The public park at 'Promenade des Douves', also known as “Promenade Jules Revert” has been traced along
the northern part of the old ramparts. Of the former towers, only Tour des Carmes is visible, from here there splendid views across the Dol marshes and out to the sea now several kilometres away.
Tour de la Motte, Tour de la Prison and Tour du Château are hidden by the perception of the modern buildings. Tour des Bourgeois is behind the post office.

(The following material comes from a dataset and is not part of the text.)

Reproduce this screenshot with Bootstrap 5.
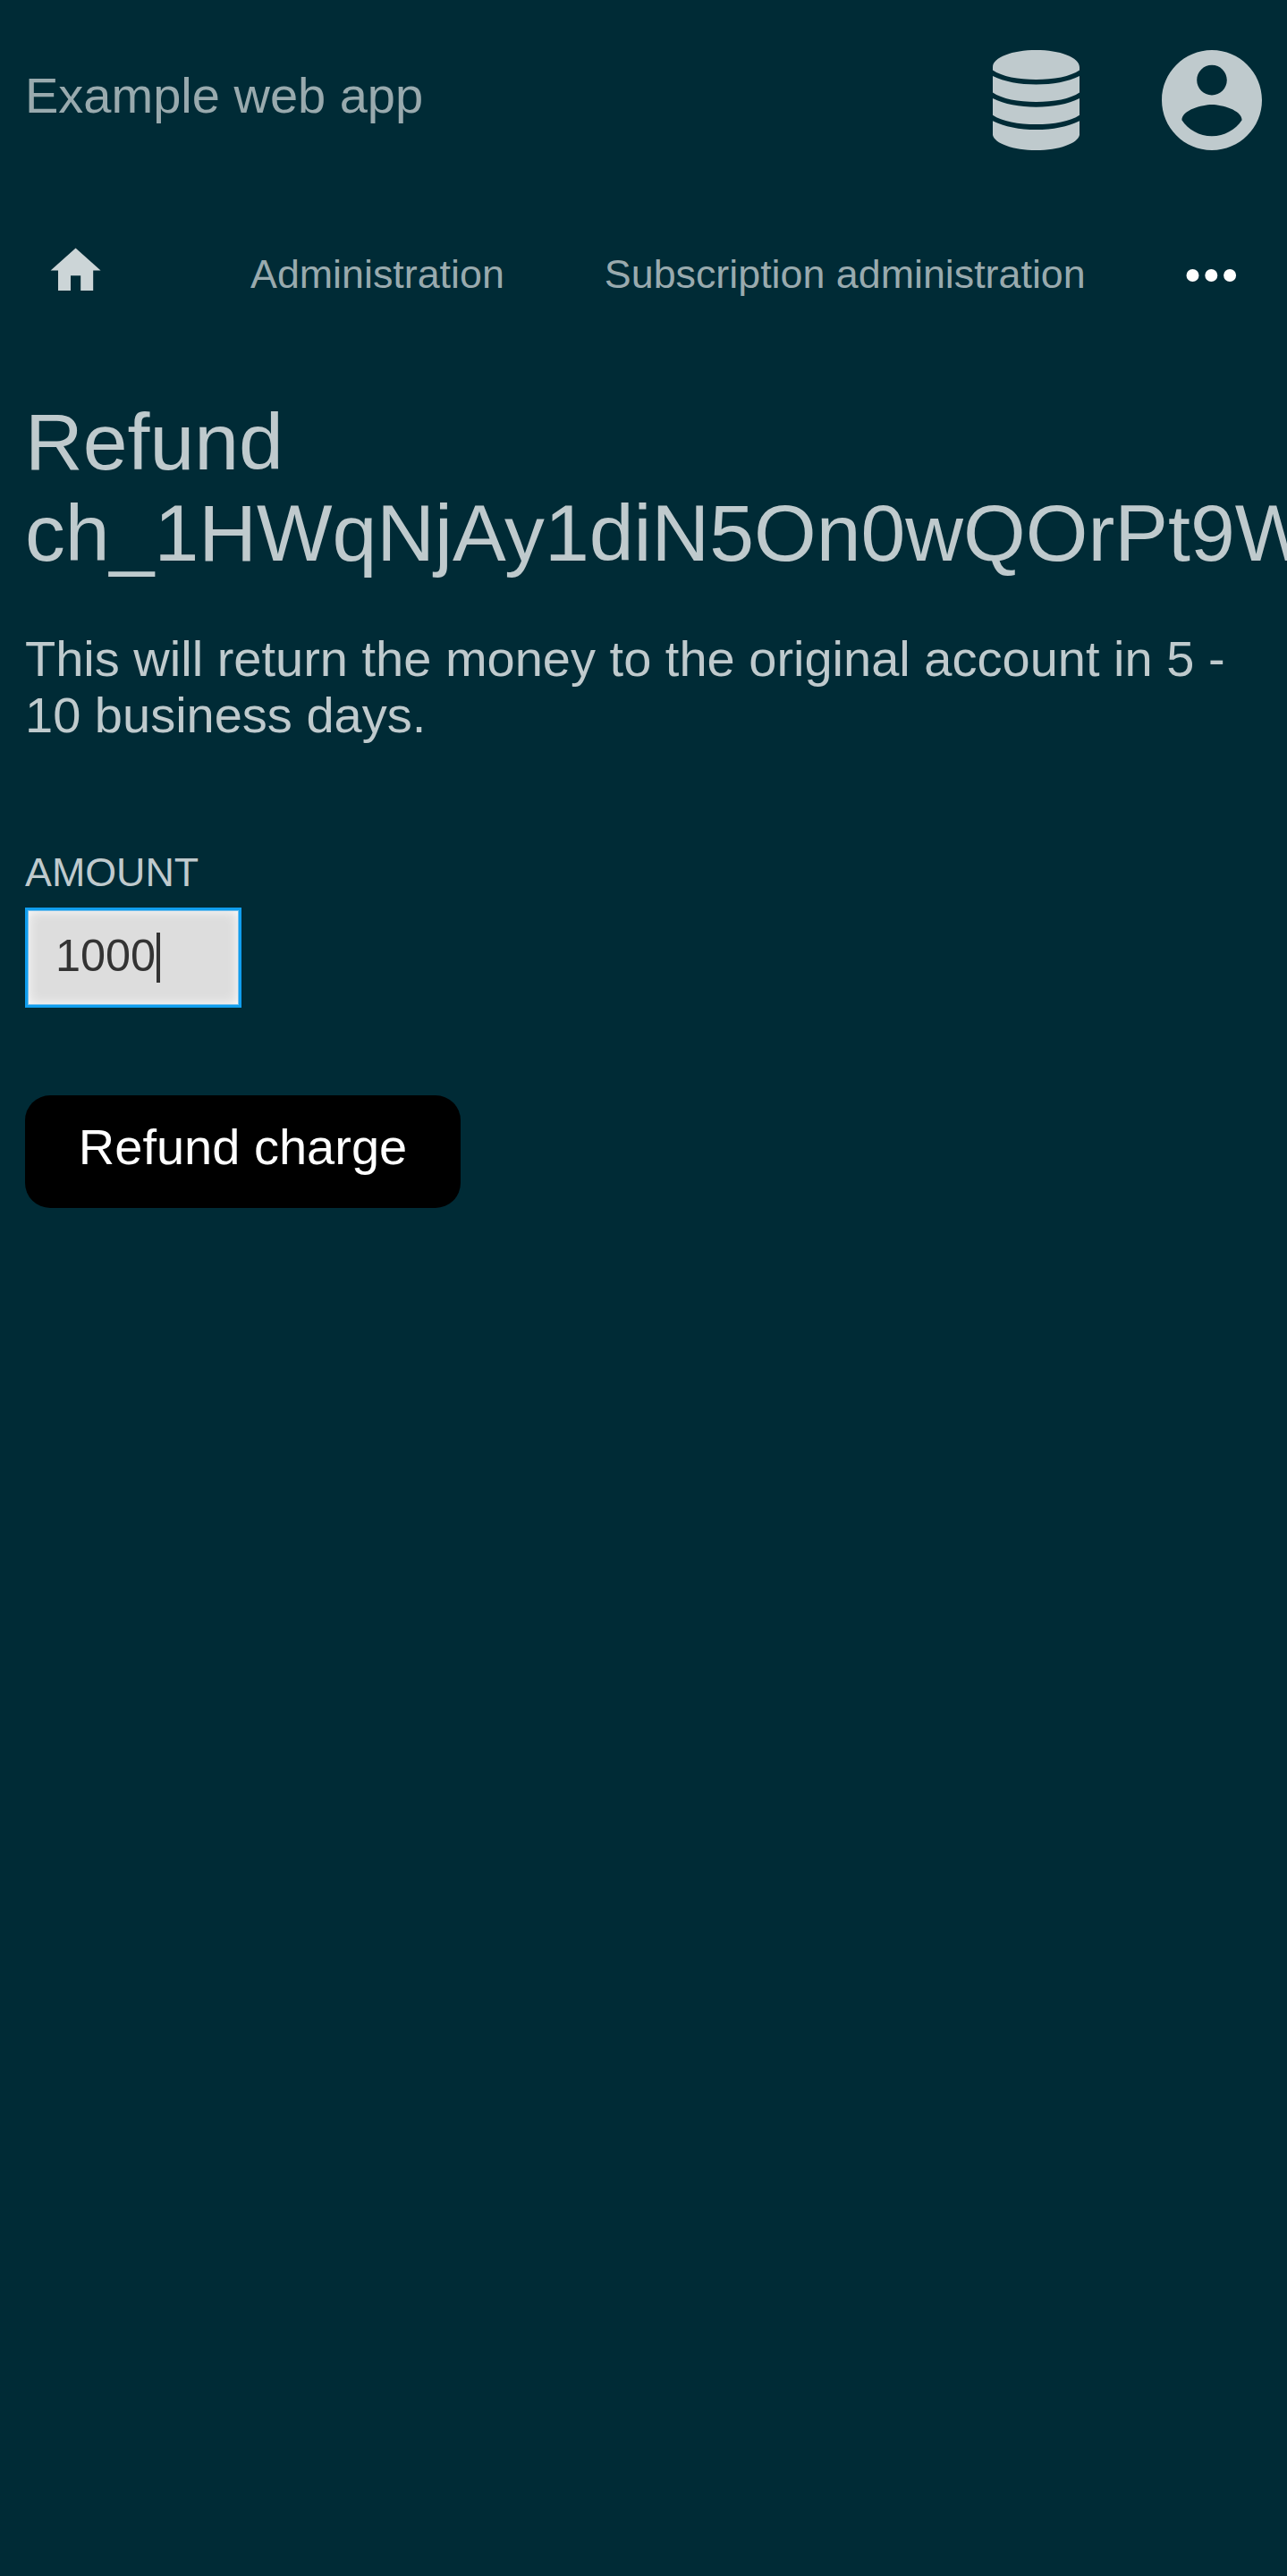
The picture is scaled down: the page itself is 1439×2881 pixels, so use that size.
<!DOCTYPE html>
<html lang="en">
<head>
<meta charset="utf-8">
<title>Refund charge</title>
<link href="https://cdn.jsdelivr.net/npm/bootstrap@5.3.0/dist/css/bootstrap.min.css" rel="stylesheet">
<style>
body { background: #002b36; color: #bfcacd; font: 56px/63px "Liberation Sans", Arial, sans-serif; min-height: 2881px; }
.page { padding: 56px 28px 0; overflow: hidden; }
.brand { color: #99aaae; margin-top: 19px; line-height: 63px; }
.topbar { height: 112px; }
.topbar svg, .tabs svg { display: block; }
.acct { margin-left: 91px; }
.tabs { height: 67px; margin-top: 101px; font-size: 44.8px; line-height: 52px; color: #99aaae; }
.home-link { margin-left: 23px; width: 229px; color: #ccd5d7; }
.tab-link { color: inherit; text-decoration: none; white-space: nowrap; margin-top: 11px; }
.tab-sub { margin-left: 112px; }
.more { margin: 31px 26px 0 auto; }
.refund-title { font-size: 89.6px; line-height: 102px; font-weight: 400; margin: 107px 0 58px; color: inherit; white-space: nowrap; }
.amount-label { font-size: 44.8px; line-height: 52px; margin: 118px 0 14px; display: block; }
.amount-box { width: 242px; height: 112px; padding: 25px 30px 0 31px; border: 3px solid #109eee; border-radius: 0; background: #ddd; color: #333; font-size: 50.4px; line-height: 52px; box-shadow: inset 0 0 0 1px #74bfec, inset 0 0 14px #fff; }
.caret { width: 4px; height: 56px; background: #333; margin-left: 1px; }
.btn-refund { margin-top: 98px; width: 487px; height: 126px; padding: 26px 0 37px; border: 0; border-radius: 28px; background: #000; color: #fff; font-size: 56px; line-height: 63px; }
</style>
<script src="https://cdn.jsdelivr.net/npm/bootstrap@5.3.0/dist/js/bootstrap.bundle.min.js"></script>
</head>
<body>
<div class="page">
  <header class="topbar d-flex align-items-start">
    <div class="brand me-auto">Example web app</div>
    <svg width="97" height="112" viewBox="0 0 97 112" fill="#bfcacd"><path d="M0 19C0 8 22 0 48.500 0S97 8 97 19V22.500C87 29.500 68 33 48.500 33S10 29.500 0 22.500ZM0 29C13 35.500 30 38.500 48.500 38.500S84 35.500 97 29V47.500C87 54.500 68 58 48.500 58S10 54.500 0 47.500ZM0 54C13 60.500 30 63.700 48.500 63.700S84 60.500 97 54V72.700C87 79.700 68 83 48.500 83S10 79.700 0 72.700ZM0 79.200C13 85.700 30 89 48.500 89S84 85.700 97 79.200V95C95 104.500 74 112 48.500 112S2 104.500 0 95Z"/></svg>
    <svg class="acct" width="113" height="112" viewBox="1.820 2 20.180 20" fill="#bfcacd"><path d="M12 2C6.480 2 2 6.480 2 12s4.480 10 10 10 10-4.480 10-10S17.520 2 12 2zm0 3c1.660 0 3 1.340 3 3s-1.340 3-3 3-3-1.340-3-3 1.340-3 3-3zm0 14.200c-2.500 0-4.710-1.280-6-3.220.03-1.990 4-3.080 6-3.080 1.990 0 5.970 1.090 6 3.080-1.290 1.940-3.500 3.220-6 3.220z"/></svg>
  </header>
  <nav class="tabs d-flex align-items-start">
    <a class="home-link" href="#" aria-label="Home"><svg width="67.200" height="67.200" viewBox="0 0 24 24" fill="currentColor"><path d="M10 20v-6h4v6h5v-8h3L12 3 2 12h3v8z"/></svg></a>
    <a class="tab-link" href="#">Administration</a>
    <a class="tab-link tab-sub" href="#">Subscription administration</a>
    <svg class="more" width="60" height="16" viewBox="0 0 60 16" fill="#fff"><circle cx="8.500" cy="8" r="7"/><circle cx="29.300" cy="8" r="7"/><circle cx="50.100" cy="8" r="7"/></svg>
  </nav>
  <main>
    <h1 class="refund-title">Refund<br>ch_1HWqNjAy1diN5On0wQOrPt9W</h1>
    <p class="mb-0">This will return the money to the original account in 5 - 10 business days.</p>
    <form>
      <label class="amount-label" id="amount-label">AMOUNT</label>
      <div class="amount-box form-control d-flex" role="textbox" aria-labelledby="amount-label"><span>1000</span><span class="caret"></span></div>
      <button type="button" class="btn btn-refund d-block">Refund charge</button>
    </form>
  </main>
</div>
</body>
</html>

The historic museum, Musée Historique de Dol, in the old 16th century treasury is devoted, in the most part, to the history of Dol; dioramas, wax statues, models and arms. There are also some interesting artefacts rescued from various churches in the region as well as 17-18th century glazed earthenware from different Breton Schools 9in particular rare statues of Virgins.
12 kilometres south-east of the town, in the village of Broualan, is Landal
Castle a beautifully restored and maintained 14th-15th century castle where eagles are bred. If the weather is good, you can watch a display of the flight of these magnificent
2 kilometres north of the town is Le Mont Dol, a dome like lump of granite which rises out of the marshland to 65 metres, formerly an island. The remains of many prehistoric animals - elephant, mammoth, reindeer, rhinoceros – and flint tools have been unearthed on the slopes. Said to be an ancient Druid ritual site but its summit is now popular for picnics. It is the place of several legends describing the fight between Archangel Michael and Satan. Satan is said to have thrown down so violently he made an impression in the rock and scratched it with his claw. With a single blow of his word, the Archangel made a hole in the mountain into which he hurled his enemy. But Satan reappeared on Mont-Saint-Michel to taunt St.Michel. In one bound St.Michel leapt from Dol to Mont-Saint-Michel leaving his footprint in the rock. At the summit is a small chapel, Chapelle Notre-Dame-de-l’Espérance, climb the snaking road of the Pilgrims to reach it and don’t miss the giant chestnut tree on the right of the path on the way up. Don’t rush it’s a pleasant stroll, after your visit you deserve a coffee. The café is at the back of the car park.